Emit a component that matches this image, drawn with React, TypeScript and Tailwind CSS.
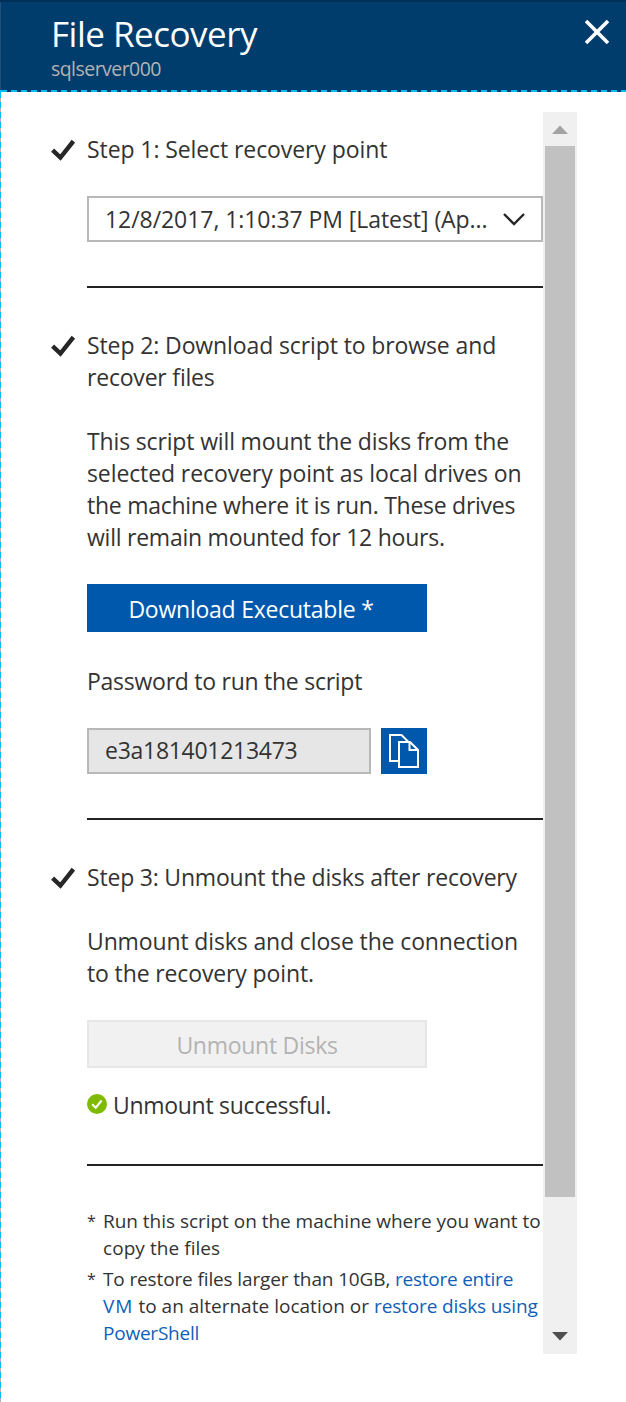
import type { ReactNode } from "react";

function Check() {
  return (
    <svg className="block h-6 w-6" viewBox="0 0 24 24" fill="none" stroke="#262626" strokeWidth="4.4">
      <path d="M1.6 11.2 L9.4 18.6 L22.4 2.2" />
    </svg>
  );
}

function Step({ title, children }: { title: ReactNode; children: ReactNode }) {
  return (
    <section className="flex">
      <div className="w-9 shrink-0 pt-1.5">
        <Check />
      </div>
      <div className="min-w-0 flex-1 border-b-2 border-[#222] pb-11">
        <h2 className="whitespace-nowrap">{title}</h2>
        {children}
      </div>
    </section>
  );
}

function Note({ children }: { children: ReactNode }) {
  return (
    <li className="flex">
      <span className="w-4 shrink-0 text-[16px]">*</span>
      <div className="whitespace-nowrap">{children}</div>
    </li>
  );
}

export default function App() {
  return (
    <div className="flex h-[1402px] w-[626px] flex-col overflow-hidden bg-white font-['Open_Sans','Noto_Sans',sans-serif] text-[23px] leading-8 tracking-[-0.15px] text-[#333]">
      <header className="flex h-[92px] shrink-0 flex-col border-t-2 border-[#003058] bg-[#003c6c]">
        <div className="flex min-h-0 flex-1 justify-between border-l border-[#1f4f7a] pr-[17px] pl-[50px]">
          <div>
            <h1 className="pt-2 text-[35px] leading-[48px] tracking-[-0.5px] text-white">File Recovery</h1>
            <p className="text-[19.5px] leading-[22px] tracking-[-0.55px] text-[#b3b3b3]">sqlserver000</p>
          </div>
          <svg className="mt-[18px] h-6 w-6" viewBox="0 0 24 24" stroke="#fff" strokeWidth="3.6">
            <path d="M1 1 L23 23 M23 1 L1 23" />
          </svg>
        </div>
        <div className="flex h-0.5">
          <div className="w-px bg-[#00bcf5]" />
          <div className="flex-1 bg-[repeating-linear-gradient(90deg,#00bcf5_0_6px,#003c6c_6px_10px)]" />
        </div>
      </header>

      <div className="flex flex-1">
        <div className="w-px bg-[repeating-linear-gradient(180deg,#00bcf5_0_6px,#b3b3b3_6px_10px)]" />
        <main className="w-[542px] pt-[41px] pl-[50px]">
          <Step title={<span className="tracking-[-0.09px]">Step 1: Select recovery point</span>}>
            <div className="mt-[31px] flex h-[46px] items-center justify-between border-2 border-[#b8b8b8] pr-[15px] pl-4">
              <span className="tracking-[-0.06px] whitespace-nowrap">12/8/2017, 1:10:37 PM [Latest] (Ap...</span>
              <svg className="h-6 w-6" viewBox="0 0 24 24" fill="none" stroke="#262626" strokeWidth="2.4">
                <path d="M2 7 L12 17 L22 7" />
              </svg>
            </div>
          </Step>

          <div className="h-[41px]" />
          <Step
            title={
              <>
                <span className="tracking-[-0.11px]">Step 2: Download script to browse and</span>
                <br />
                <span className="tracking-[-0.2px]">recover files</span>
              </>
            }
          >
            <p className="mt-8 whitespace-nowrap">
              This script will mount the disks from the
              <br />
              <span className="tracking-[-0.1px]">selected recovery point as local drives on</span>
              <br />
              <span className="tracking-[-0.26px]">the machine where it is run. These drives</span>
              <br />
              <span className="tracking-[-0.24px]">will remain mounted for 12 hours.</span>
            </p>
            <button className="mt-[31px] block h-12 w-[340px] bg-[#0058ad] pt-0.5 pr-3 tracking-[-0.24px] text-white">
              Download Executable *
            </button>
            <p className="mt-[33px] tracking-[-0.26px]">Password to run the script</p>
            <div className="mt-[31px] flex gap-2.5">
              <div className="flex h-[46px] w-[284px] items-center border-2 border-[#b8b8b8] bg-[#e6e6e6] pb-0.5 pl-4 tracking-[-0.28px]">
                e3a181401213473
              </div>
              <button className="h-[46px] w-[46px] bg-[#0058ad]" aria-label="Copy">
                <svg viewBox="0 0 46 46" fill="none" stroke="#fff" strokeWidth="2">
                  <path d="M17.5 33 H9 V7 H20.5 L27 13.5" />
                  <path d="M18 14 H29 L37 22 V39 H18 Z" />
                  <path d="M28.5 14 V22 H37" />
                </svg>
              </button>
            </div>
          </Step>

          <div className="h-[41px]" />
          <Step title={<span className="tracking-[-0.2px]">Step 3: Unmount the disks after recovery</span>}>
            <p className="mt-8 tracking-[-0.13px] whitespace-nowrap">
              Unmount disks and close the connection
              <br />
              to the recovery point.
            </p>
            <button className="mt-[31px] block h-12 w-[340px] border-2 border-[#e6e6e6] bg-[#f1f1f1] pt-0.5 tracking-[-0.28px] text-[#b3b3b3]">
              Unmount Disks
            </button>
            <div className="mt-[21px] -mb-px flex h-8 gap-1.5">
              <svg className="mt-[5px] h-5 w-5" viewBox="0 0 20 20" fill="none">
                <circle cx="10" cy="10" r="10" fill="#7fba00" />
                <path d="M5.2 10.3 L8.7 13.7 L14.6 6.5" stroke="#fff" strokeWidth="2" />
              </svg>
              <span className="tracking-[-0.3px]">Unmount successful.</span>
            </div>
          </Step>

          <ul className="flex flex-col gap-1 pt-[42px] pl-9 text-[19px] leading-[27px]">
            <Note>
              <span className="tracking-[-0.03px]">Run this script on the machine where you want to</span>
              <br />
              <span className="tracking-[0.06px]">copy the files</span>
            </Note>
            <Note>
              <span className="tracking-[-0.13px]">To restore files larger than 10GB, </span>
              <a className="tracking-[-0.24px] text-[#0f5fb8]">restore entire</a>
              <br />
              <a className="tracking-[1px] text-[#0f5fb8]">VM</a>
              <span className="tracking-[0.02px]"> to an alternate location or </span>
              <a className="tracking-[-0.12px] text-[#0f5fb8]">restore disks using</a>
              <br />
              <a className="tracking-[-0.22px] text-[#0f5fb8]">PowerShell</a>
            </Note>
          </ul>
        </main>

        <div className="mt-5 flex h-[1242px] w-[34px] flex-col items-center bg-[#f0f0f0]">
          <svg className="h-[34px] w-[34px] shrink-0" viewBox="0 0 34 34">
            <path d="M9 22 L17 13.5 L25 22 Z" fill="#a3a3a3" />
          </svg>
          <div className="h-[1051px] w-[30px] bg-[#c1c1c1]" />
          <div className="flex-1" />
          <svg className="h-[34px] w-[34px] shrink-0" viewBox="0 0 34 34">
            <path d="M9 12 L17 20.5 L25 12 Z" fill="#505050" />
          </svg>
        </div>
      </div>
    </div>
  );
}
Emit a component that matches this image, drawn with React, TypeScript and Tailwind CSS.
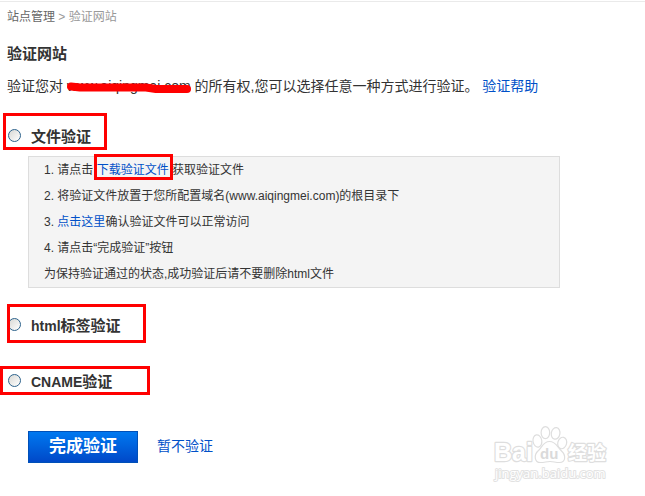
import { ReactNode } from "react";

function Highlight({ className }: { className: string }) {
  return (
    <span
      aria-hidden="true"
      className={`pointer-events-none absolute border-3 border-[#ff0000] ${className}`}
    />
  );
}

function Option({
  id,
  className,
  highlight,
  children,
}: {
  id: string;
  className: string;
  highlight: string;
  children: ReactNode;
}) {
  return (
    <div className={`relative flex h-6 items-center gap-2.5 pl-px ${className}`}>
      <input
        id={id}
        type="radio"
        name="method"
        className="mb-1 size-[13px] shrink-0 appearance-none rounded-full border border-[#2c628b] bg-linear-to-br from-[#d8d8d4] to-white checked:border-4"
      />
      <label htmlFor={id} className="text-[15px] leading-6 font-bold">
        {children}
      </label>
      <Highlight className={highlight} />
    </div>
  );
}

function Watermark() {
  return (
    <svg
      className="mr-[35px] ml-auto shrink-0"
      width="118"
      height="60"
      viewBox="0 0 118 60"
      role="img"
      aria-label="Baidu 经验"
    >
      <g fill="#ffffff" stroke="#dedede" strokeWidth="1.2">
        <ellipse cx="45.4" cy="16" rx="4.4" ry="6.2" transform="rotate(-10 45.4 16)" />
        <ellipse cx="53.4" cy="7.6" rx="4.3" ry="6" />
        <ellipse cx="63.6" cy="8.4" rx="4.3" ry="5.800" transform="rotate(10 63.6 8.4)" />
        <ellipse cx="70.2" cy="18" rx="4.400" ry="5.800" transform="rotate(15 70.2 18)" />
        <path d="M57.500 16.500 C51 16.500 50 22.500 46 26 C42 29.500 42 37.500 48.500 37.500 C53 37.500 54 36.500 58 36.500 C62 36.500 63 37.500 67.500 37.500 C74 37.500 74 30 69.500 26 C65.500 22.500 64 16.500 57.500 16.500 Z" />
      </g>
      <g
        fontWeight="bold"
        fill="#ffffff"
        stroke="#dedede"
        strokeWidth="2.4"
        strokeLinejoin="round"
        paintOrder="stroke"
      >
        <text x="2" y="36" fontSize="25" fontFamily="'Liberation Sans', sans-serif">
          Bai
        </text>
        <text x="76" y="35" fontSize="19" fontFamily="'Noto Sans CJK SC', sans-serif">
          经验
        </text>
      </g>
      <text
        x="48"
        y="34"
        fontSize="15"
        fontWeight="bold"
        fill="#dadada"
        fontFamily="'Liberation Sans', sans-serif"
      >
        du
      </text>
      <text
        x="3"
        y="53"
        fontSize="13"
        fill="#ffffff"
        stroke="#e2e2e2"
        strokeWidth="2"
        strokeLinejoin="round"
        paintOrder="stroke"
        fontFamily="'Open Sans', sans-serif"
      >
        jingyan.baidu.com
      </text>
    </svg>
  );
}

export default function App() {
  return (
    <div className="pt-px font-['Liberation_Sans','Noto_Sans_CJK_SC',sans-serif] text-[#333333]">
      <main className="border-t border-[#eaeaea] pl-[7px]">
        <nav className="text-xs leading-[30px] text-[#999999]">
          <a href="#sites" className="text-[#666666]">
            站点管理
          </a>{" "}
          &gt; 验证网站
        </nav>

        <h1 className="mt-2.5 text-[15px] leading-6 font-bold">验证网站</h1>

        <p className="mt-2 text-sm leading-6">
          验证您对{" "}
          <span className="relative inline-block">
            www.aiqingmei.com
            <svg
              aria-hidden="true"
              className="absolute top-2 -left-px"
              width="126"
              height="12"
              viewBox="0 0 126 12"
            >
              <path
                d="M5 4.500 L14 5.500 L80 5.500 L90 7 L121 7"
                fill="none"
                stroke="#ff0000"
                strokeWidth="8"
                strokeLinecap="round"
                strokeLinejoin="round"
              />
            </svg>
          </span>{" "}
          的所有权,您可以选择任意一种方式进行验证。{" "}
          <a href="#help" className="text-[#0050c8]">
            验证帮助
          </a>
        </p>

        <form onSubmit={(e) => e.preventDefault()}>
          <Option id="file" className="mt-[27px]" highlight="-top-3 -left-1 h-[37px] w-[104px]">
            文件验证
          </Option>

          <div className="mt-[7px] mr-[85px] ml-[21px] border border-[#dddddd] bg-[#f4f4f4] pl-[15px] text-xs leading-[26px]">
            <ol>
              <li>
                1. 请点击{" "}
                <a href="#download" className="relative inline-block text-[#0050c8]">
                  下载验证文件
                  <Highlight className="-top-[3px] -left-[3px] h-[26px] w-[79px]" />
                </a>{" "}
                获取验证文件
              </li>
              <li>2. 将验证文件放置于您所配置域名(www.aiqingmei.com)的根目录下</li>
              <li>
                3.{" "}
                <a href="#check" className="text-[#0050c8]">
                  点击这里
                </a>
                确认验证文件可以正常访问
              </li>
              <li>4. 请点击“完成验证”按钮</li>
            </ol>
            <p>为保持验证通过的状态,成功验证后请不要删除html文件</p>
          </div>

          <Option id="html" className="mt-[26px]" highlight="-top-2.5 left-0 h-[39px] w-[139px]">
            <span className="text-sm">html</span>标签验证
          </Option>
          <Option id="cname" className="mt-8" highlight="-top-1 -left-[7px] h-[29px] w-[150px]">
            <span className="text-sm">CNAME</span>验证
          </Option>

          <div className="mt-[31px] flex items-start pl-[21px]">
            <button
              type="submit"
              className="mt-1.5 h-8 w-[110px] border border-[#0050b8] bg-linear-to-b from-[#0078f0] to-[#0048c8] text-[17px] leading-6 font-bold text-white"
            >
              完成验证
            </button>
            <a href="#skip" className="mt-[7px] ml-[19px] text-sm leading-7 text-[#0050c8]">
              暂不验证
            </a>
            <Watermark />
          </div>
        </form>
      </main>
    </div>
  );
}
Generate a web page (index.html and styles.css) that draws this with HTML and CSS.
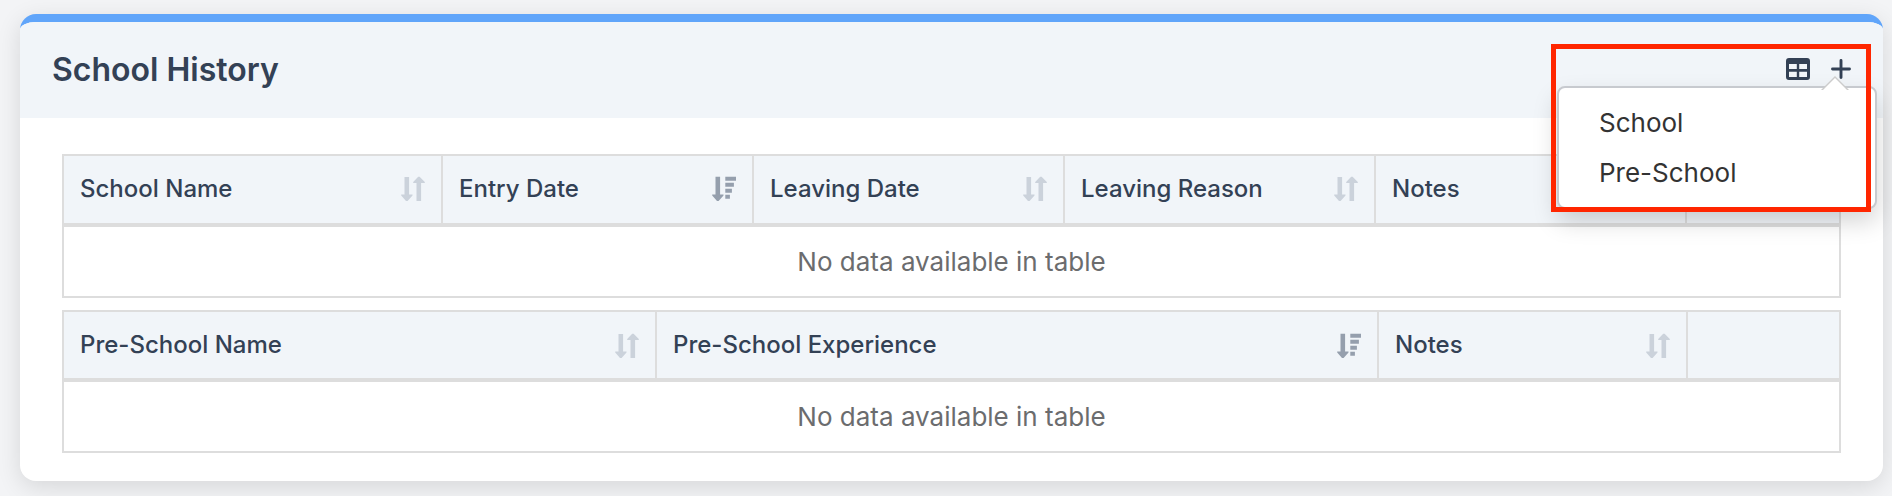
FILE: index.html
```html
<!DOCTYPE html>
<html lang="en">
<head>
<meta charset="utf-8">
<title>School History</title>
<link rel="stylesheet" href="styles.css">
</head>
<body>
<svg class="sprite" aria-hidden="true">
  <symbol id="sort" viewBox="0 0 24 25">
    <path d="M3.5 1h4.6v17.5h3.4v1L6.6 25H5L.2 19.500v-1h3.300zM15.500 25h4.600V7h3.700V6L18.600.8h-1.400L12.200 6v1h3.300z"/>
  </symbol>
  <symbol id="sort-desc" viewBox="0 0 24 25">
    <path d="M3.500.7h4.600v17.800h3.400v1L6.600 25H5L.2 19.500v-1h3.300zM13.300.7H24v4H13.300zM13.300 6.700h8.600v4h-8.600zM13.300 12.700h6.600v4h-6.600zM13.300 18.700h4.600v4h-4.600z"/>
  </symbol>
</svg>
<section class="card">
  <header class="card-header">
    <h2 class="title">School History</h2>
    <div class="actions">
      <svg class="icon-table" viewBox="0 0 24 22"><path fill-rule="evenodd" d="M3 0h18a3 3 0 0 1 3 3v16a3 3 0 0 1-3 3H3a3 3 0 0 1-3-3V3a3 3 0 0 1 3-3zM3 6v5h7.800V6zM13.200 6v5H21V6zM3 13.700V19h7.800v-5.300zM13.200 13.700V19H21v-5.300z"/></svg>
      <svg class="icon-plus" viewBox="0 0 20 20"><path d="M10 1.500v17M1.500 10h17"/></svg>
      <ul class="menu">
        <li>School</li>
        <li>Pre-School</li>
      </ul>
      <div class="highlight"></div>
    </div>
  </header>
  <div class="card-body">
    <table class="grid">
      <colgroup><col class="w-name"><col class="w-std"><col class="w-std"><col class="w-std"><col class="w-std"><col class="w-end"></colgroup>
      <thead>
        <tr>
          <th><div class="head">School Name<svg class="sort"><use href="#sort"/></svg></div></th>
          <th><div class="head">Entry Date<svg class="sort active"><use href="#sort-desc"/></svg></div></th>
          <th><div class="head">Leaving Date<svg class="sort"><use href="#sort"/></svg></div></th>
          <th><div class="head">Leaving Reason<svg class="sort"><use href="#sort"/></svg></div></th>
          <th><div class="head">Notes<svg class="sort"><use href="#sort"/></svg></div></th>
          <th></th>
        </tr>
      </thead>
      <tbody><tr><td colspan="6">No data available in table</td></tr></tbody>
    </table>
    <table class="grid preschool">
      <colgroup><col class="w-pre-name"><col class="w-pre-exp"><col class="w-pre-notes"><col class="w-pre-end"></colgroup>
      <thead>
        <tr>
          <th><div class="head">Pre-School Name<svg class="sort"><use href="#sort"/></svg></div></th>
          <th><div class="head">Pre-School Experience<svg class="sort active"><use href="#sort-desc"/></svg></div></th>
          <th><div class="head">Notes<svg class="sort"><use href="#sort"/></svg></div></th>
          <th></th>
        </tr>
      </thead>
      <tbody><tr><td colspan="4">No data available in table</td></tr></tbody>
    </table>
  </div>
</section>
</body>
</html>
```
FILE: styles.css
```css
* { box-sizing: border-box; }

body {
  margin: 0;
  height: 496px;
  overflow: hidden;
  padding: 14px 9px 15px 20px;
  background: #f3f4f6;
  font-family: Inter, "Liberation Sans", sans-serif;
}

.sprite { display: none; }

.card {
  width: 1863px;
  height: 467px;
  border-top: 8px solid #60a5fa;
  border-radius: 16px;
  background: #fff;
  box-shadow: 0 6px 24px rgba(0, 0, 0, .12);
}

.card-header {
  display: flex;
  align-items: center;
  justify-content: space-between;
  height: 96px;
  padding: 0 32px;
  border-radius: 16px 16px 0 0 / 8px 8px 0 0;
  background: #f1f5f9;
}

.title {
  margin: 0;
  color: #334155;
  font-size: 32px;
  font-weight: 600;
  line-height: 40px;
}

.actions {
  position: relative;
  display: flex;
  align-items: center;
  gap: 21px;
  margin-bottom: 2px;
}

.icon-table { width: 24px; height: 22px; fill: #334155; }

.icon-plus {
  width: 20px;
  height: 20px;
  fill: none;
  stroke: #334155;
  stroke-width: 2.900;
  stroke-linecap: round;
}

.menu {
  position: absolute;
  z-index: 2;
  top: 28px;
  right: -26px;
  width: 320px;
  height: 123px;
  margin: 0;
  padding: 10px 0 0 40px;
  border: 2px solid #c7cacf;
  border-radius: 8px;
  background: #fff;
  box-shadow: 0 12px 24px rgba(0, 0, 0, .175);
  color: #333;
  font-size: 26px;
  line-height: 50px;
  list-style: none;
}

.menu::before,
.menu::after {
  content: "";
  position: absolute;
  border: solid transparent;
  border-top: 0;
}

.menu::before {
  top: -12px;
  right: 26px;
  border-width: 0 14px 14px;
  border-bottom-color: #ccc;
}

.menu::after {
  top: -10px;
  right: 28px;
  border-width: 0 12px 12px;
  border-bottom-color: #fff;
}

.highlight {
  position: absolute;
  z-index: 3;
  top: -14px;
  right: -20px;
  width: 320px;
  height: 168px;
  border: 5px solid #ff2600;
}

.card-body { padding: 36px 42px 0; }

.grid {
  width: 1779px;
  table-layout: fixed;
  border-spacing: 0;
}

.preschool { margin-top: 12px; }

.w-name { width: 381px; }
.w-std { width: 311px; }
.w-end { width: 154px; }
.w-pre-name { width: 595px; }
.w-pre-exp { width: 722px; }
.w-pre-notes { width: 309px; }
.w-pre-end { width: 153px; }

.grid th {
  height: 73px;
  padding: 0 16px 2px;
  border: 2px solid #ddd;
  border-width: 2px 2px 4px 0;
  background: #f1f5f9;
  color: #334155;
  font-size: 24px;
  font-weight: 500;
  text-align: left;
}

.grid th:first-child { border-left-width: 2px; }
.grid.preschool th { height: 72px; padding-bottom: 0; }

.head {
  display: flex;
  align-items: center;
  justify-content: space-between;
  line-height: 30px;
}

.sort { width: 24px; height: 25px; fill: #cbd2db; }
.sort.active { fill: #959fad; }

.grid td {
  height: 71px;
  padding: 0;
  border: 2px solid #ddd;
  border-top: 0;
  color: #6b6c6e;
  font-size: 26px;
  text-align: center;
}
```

◇ ◇ ◇ ◇ ◇ ◇ ◇

Exercise task |
Copy out every line of the data that includes "styles".

Answer to this task |
Generate a web page (index.html and styles.css) that draws this with HTML and CSS.
<link rel="stylesheet" href="styles.css">
FILE: styles.css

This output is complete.